:: Record excerpts ::

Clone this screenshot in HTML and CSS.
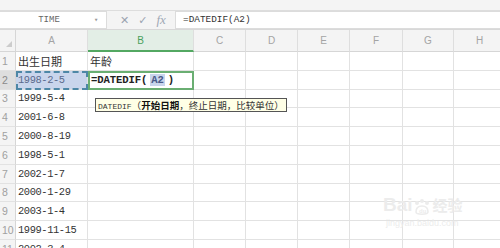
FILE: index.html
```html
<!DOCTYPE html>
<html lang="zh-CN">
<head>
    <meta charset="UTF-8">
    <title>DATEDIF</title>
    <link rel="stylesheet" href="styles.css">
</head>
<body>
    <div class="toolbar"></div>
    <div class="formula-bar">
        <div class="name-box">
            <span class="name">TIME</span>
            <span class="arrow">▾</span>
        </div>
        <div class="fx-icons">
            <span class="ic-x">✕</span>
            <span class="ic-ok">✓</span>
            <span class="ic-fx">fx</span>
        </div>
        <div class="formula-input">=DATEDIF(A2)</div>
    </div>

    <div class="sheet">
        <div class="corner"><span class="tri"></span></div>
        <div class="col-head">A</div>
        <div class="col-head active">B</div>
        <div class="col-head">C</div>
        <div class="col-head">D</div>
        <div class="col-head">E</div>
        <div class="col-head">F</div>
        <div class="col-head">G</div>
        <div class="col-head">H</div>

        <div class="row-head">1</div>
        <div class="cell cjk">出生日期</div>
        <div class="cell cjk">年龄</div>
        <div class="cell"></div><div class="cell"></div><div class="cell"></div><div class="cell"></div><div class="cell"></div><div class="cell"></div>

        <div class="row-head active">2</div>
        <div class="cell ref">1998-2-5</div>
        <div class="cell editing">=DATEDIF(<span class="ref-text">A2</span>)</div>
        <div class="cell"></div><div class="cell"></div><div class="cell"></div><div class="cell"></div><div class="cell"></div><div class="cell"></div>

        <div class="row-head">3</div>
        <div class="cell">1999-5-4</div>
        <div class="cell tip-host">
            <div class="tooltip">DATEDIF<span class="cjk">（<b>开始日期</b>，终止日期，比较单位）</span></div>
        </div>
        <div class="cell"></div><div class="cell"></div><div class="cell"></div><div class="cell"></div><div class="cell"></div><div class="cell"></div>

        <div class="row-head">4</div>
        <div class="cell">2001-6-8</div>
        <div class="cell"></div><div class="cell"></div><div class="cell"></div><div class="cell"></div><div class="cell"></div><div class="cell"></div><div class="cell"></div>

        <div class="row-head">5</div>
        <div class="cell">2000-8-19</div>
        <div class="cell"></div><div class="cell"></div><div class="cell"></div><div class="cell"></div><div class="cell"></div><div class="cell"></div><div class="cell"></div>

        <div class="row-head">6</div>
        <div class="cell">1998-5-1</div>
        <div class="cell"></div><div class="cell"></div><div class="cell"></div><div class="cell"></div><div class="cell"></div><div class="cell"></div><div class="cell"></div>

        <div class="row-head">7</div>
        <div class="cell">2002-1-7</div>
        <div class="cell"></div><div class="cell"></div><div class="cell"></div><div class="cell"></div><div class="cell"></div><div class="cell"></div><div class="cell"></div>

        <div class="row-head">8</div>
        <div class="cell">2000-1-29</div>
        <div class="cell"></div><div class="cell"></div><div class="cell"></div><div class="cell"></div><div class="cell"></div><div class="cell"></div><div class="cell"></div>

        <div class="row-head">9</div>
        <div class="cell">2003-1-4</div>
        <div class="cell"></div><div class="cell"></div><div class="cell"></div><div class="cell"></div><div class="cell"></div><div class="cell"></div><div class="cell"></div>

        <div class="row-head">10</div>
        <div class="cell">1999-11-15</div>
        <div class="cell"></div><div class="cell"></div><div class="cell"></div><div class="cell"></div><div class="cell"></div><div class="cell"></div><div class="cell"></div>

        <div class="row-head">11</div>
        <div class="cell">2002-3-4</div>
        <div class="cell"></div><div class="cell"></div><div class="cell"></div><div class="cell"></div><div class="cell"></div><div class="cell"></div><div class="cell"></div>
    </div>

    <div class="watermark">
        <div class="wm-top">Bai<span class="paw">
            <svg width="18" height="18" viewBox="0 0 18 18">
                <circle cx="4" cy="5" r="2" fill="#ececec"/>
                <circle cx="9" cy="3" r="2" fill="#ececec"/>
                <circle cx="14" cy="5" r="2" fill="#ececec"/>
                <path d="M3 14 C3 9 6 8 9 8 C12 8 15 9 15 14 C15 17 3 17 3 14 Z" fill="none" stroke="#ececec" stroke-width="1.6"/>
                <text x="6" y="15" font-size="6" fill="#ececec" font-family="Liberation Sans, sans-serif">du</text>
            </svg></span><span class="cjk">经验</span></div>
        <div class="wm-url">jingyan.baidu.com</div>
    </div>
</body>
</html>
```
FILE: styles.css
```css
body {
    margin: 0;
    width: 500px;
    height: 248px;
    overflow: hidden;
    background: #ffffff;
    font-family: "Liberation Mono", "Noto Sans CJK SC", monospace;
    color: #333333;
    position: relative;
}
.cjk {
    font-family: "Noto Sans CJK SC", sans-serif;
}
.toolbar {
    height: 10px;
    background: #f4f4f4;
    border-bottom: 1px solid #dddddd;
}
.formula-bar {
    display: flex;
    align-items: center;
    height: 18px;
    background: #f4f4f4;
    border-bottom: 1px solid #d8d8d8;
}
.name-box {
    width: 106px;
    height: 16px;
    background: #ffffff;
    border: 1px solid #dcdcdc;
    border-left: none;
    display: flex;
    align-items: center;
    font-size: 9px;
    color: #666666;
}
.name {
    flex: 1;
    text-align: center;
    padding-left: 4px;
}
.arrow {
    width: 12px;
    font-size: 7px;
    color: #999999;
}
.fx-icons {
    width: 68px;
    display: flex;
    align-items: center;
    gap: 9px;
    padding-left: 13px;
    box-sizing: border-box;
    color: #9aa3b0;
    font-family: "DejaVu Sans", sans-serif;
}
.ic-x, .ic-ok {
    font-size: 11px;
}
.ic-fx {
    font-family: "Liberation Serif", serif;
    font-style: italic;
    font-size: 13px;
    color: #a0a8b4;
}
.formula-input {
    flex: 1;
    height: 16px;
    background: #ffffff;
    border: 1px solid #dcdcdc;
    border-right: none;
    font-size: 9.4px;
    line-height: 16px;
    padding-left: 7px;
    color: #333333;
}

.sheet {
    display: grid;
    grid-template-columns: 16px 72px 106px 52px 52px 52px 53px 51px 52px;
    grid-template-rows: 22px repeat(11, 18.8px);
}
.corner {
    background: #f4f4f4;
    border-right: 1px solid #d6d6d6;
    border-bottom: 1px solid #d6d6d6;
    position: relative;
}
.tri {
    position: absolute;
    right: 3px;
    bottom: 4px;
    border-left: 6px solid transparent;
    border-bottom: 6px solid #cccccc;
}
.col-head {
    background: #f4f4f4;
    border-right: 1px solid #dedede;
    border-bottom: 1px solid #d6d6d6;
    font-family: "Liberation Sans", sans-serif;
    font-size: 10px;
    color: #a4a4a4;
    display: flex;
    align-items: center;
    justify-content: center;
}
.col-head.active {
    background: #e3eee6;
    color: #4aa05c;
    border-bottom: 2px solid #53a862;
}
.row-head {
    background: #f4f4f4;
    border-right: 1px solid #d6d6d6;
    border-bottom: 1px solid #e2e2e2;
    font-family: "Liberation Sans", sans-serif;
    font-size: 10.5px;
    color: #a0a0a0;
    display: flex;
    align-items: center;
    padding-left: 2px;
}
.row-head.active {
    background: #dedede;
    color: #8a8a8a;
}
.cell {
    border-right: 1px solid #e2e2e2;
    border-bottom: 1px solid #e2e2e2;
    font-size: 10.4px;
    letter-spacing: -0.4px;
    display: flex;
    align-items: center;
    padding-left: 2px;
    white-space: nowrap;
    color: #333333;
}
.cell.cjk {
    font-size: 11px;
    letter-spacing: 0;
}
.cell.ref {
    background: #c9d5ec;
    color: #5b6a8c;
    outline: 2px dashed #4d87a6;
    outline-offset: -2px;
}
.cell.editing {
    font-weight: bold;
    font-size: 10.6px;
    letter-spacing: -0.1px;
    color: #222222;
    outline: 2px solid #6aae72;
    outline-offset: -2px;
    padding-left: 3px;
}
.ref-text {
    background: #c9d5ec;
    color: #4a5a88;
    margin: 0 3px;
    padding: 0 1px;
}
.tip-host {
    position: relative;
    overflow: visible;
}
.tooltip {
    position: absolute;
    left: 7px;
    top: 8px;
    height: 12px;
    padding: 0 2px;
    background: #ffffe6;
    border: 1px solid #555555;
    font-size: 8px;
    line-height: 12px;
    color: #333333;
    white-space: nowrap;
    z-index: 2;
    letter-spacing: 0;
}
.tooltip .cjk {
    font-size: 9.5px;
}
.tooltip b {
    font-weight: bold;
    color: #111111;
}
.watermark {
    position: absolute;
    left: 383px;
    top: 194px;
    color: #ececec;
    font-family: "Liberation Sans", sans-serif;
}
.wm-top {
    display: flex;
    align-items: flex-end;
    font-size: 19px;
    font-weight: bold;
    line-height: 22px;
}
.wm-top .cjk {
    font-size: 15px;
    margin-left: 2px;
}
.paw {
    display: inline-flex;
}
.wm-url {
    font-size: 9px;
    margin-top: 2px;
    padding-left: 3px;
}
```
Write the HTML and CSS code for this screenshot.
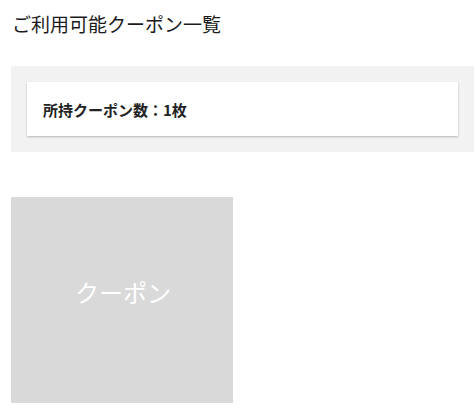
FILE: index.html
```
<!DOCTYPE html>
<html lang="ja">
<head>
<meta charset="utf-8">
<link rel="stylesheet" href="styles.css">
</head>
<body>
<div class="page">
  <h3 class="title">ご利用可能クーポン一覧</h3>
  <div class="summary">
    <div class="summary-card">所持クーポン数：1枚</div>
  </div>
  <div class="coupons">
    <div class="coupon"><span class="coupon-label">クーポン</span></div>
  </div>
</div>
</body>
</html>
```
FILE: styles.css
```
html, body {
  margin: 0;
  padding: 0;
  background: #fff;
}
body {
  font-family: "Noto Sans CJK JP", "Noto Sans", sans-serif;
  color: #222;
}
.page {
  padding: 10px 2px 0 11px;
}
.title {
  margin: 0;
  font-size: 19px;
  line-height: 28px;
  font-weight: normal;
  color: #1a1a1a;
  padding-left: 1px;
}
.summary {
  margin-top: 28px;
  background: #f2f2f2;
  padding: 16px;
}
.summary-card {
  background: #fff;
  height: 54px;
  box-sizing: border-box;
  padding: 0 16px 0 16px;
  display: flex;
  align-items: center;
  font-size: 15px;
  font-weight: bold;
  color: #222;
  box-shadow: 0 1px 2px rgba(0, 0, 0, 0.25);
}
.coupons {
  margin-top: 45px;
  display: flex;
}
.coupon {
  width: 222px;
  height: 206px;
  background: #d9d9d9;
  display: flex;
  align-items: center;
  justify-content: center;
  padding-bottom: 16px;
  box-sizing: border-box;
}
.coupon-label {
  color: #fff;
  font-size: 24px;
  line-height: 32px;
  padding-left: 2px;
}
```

:::

== Set task ==
Make an exact copy of the lines above, starting at the line that contains "Write the HTML" and running through the final line of the entries. Omit the pictures.

== Output below ==
Write the HTML and CSS code for this screenshot.
FILE: index.html
```
<!DOCTYPE html>
<html lang="ja">
<head>
<meta charset="utf-8">
<link rel="stylesheet" href="styles.css">
</head>
<body>
<div class="page">
  <h3 class="title">ご利用可能クーポン一覧</h3>
  <div class="summary">
    <div class="summary-card">所持クーポン数：1枚</div>
  </div>
  <div class="coupons">
    <div class="coupon"><span class="coupon-label">クーポン</span></div>
  </div>
</div>
</body>
</html>
```
FILE: styles.css
```
html, body {
  margin: 0;
  padding: 0;
  background: #fff;
}
body {
  font-family: "Noto Sans CJK JP", "Noto Sans", sans-serif;
  color: #222;
}
.page {
  padding: 10px 2px 0 11px;
}
.title {
  margin: 0;
  font-size: 19px;
  line-height: 28px;
  font-weight: normal;
  color: #1a1a1a;
  padding-left: 1px;
}
.summary {
  margin-top: 28px;
  background: #f2f2f2;
  padding: 16px;
}
.summary-card {
  background: #fff;
  height: 54px;
  box-sizing: border-box;
  padding: 0 16px 0 16px;
  display: flex;
  align-items: center;
  font-size: 15px;
  font-weight: bold;
  color: #222;
  box-shadow: 0 1px 2px rgba(0, 0, 0, 0.25);
}
.coupons {
  margin-top: 45px;
  display: flex;
}
.coupon {
  width: 222px;
  height: 206px;
  background: #d9d9d9;
  display: flex;
  align-items: center;
  justify-content: center;
  padding-bottom: 16px;
  box-sizing: border-box;
}
.coupon-label {
  color: #fff;
  font-size: 24px;
  line-height: 32px;
  padding-left: 2px;
}
```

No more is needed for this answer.